Select Principal Components

In [197]:
eigenvalues
Out[197]:
[1.8968692038225257,
 1.1323992232844229,
 1.0429187918179732,
 1.0175290037575966,
 1.0038988929742423,
 0.9969099412607694,
 0.9914462665331434,
 0.9786805876690792,
 0.9702988764979108,
 0.864725980959536,
 0.1032220200902799]
In [198]:
pca.explained_variance_ratio_.cumsum()
Out[198]:
array([0.17245992, 0.27541561, 0.3702359 , 0.4627478 , 0.55402047,
       0.64465772, 0.73479823, 0.8237781 , 0.91199592, 0.99061524,
       1.        ])

55% of the variance is explained by the first 5 components. We will retain the first five components by utilizing the Kaiser Rule.

Part III: Data Cleaning (Treatment)¶

D1. Cleaning Findings¶

There was a large amount of "dirty" data and missing data as well. There were no duplicates found when the data was tested for them. When looking at the summary of the data set, there were 8 columns that had very ambiguous names. They were the 8 columns, item1-item8 which represented questions for a customer survey. There 8 columns with missing values including: Children with 2495 values missing, Age with 2475, Income at 2490, Techie at 2477, Phone at 1026, TechSupport at 991, Tenure at 931, and Bandwidth_GB_Year at 1021. There were outliers found in 10 columns In the Lat and Lng columns, there were 150 and 102 outliers. They were from locations outside the continental United States like Hawaii, Alaska, and Puerto Rico. The Population column had 219 outliers, and they were all from large cities like Chicago, Bronx, or Los Angeles. The children column had 302 outliers and they were customers that had 8-10 children. With the Income outliers, there were 193. The distribution is what is normal for the United States in income where all the outliers had a high income. The Outage_sec_perweek had the most outliers at 491. Having outliers in the upper end is possible, however there were also outliers that had negative time in outages which should be impossible. Email had 12 outliers, and the distribution was normal. Contacts had 165 outliers which were from 4 times contacted to 7. In Yearly_equip_failure, there were 94 outliers and the outliers all started at 3 equipment failures per year and the largest at 6 times. MonthlyCharge had the smallest amount of outliers at 3 with values starting at around 306 and ending at 316.

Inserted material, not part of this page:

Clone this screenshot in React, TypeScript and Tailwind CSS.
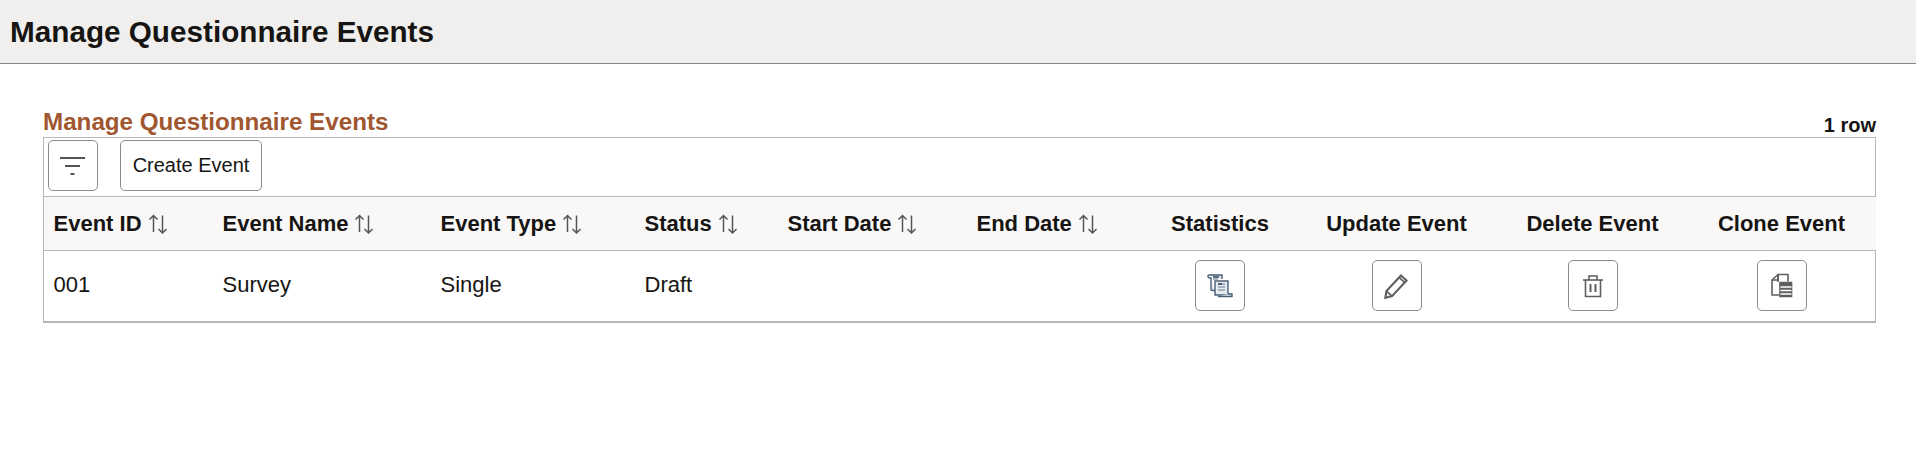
const cols = [
  { label: "Event ID", sort: true, width: "w-[169px]" },
  { label: "Event Name", sort: true, width: "w-[218px]" },
  { label: "Event Type", sort: true, width: "w-[204px]" },
  { label: "Status", sort: true, width: "w-[143px]" },
  { label: "Start Date", sort: true, width: "w-[189px]" },
  { label: "End Date", sort: true, width: "w-[178px]" },
  { label: "Statistics", sort: false, width: "w-[150px]" },
  { label: "Update Event", sort: false, width: "w-[203px]" },
  { label: "Delete Event", sort: false, width: "w-[189px]" },
  { label: "Clone Event", sort: false, width: "w-[189px]" },
];

function SortIcon() {
  return (
    <svg width="20" height="22" viewBox="0 0 20 22" fill="none" stroke="#555" strokeWidth="1.5" className="ml-[6px] shrink-0">
      <path d="M5.500 19V2.500M1.500 6.500L5.500 2.500 9.500 6.500" />
      <path d="M14.500 2.500V20M10.500 16l4 4 4-4" />
    </svg>
  );
}

function FilterIcon() {
  return (
    <svg width="26" height="20" viewBox="0 0 26 20" fill="#555">
      <rect x="0" y="1" width="25" height="2" />
      <rect x="5" y="9" width="15" height="2" />
      <rect x="10.500" y="17" width="4" height="2" />
    </svg>
  );
}

function ScrollsIcon() {
  return (
    <svg width="26" height="26" viewBox="0 0 26 26" fill="none" stroke="#4a6078" strokeWidth="1.400">
      <path d="M2 2h13v4M2 2c-1.500 0-1.500 3 0.500 3H4v11c0 1 1 1.500 2 1.500h2" fill="#e4eaf0" />
      <path d="M8 8h13v14H8z" fill="#e4eaf0" />
      <path d="M6 6h5M11 11h7M11 14h7M11 17h7" stroke="#8ea1b4" />
      <path d="M11 23.500h14v-2.500H21" fill="#dbe3ea" />
      <path d="M6 4h6M11 11h4" stroke="#2f4358" />
    </svg>
  );
}

function PencilIcon() {
  return (
    <svg width="27" height="29" viewBox="0 0 24 26" fill="none" stroke="#5f5f5f" strokeWidth="1.900">
      <path d="M2 24l1-6L16 4l5 4.500L8 22.500z" />
      <path d="M3 18l5 4.500" strokeWidth="1.500" />
      <path d="M14.500 6l5 4.500" strokeWidth="1.500" />
    </svg>
  );
}

function TrashIcon() {
  return (
    <svg width="22" height="24" viewBox="0 0 22 24" fill="none" stroke="#5f5f5f" strokeWidth="1.600">
      <path d="M1 6h20" />
      <path d="M7 6V2h8v4" />
      <path d="M3.500 6v16.500h15V6" />
      <path d="M8.500 10v8M13.500 10v8" strokeWidth="2" />
    </svg>
  );
}

function CloneIcon() {
  return (
    <svg width="24" height="26" viewBox="0 0 24 26" fill="none" stroke="#5f5f5f" strokeWidth="1.600">
      <path d="M8 9V1.500h10v7" />
      <path d="M8 1.500L2 7v15h7" />
      <path d="M2 7h6V1.500" />
      <path d="M10 9.500h11.500v14H10z" fill="#5f5f5f" />
      <path d="M10.500 14h11M10.500 17.500h11M10.500 21h11" stroke="#fff" strokeWidth="1.300" />
    </svg>
  );
}

function IconButton({ children }: { children: React.ReactNode }) {
  return (
    <button className="inline-flex items-center justify-center w-[50px] h-[51px] rounded-[5px] border border-[#8f8a85] bg-white align-middle">
      {children}
    </button>
  );
}

export default function App() {
  return (
    <div className="min-h-[460px] bg-white text-[#161513] font-['Liberation_Sans',Arial,sans-serif]">
      <header className="flex items-center h-[64px] pl-[10px] bg-[#f1efed] border-b border-[#8a8886]">
        <h1 className="text-[29.700px] font-bold leading-none">Manage Questionnaire Events</h1>
      </header>

      <main className="pl-[43px] pr-[40px] pt-[44px]">
        <div className="flex items-end justify-between h-[29px]">
          <h2 className="text-[24.200px] font-bold leading-[31px] text-[#a0562f]">Manage Questionnaire Events</h2>
          <span className="text-[20px] font-bold leading-[23px]">1 row</span>
        </div>

        <div className="border border-b-2 border-[#bcb6b1]">
          <div className="flex items-start h-[58px] pl-[4px] pt-[2px] gap-[22px]">
            <button className="flex items-center justify-center w-[50px] h-[51px] rounded-[5px] border border-[#8f8a85] bg-white">
              <FilterIcon />
            </button>
            <button className="h-[51px] w-[142px] rounded-[5px] border border-[#8f8a85] bg-white text-[20px] pb-[2px]">Create Event</button>
          </div>

          <table className="w-full table-fixed border-collapse text-[22px]">
            <colgroup>
              {cols.map((c) => (
                <col key={c.label} className={c.width} />
              ))}
            </colgroup>
            <thead>
              <tr className="h-[54px] bg-[#f9f8f7] border-y border-[#bcb6b1]">
                {cols.map((c) => (
                  <th key={c.label} className={`font-bold px-[9.500px] ${c.sort ? "text-left" : "text-center"}`}>
                    {c.sort ? (
                      <span className="inline-flex items-center">
                        {c.label}
                        <SortIcon />
                      </span>
                    ) : (
                      c.label
                    )}
                  </th>
                ))}
              </tr>
            </thead>
            <tbody>
              <tr className="h-[70px]">
                <td className="px-[9.500px] pb-[2px]">001</td>
                <td className="px-[9.500px] pb-[2px]">Survey</td>
                <td className="px-[9.500px] pb-[2px]">Single</td>
                <td className="px-[9.500px] pb-[2px]">Draft</td>
                <td className="px-[9.500px]" />
                <td className="px-[9.500px]" />
                <td className="text-center"><IconButton><ScrollsIcon /></IconButton></td>
                <td className="text-center"><IconButton><PencilIcon /></IconButton></td>
                <td className="text-center"><IconButton><TrashIcon /></IconButton></td>
                <td className="text-center"><IconButton><CloneIcon /></IconButton></td>
              </tr>
            </tbody>
          </table>
        </div>
      </main>
    </div>
  );
}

D2. Cleaning Anomalies and Justification¶

The methods used to clean the data are as follows:

  1. Remove unnecessary variables/columns using churn.drop('Unnamed: 0', axis='columns', inplace = True), then display the first 5 rows to verify change. There is already another column with unique values that can be used as an index.
  2. Have the CaseOrder column act as the index using churn.set_index('CaseOrder', inplace = True), then display the first 5 rows to verify change.
  3. Rename ambiguous variables, item1-item2, using the .rename() function. Then verify change with churn.columns. The names already had a description, so they were renamed according to the description.
  4. Imputing null values would be next with the following process:
    • For the Children column, impute the missing values with "0" using the .fillna() function. This option was mostly likely left blank because it does not apply to the user, meaning they have 0 children.
    • The missing values for columns named Techie, Phone, TechSupport are all imputed with "No" using the .fillna() function. Like in the Children column, these options were most likely left blank if it did not apply to the customer.
    • To visualize the distribution, use the .hist() function on Age. I tried the IterativeImputer, KNNImputer, and mean imputation methods and kept the mean imputation method using .fillna(churn['Age'].mean() method.
    • Visualize the rest of the columns with missing values with .hist(). The imputation method for Income, Tenure, and Bandwidth_GB_Year is .median(). Use the .hist() function again to verify the distribution is what is expected.
  5. Re-express Categorial ordinal variables. The values are changed from "No/Yes" to "0/1". The time zones were assigned their correct Universal Time Coordinated number. Education was assigned numbers depending on the years of school completed. The .unique() function was used to display all the unique variable names. churn['x_numeric'] = churn['x'] was used to create a new column with assigned numbers. Next was to create a dictionary using the function dict_x = {'x_numeric':{'y': 'z'} then replace the current values with the dictionary values with the .replace() function. Lasty is to verify the new variable with churn.x_numeric.unique().
  6. To treat outliers, the following steps were followed for each:
    • Children will be treated using .median(). We will be doing this because it is showing people in their 20's having 8 or more children which is highly unlikely. Outag_sec_perwwek, will be treated by using .drop() on the negative values. Having outliers on the upper/positive end would not be out of the ordinary, but there are negative values which are impossible, so those will be the ones treated. The rest of the columns will be left as is.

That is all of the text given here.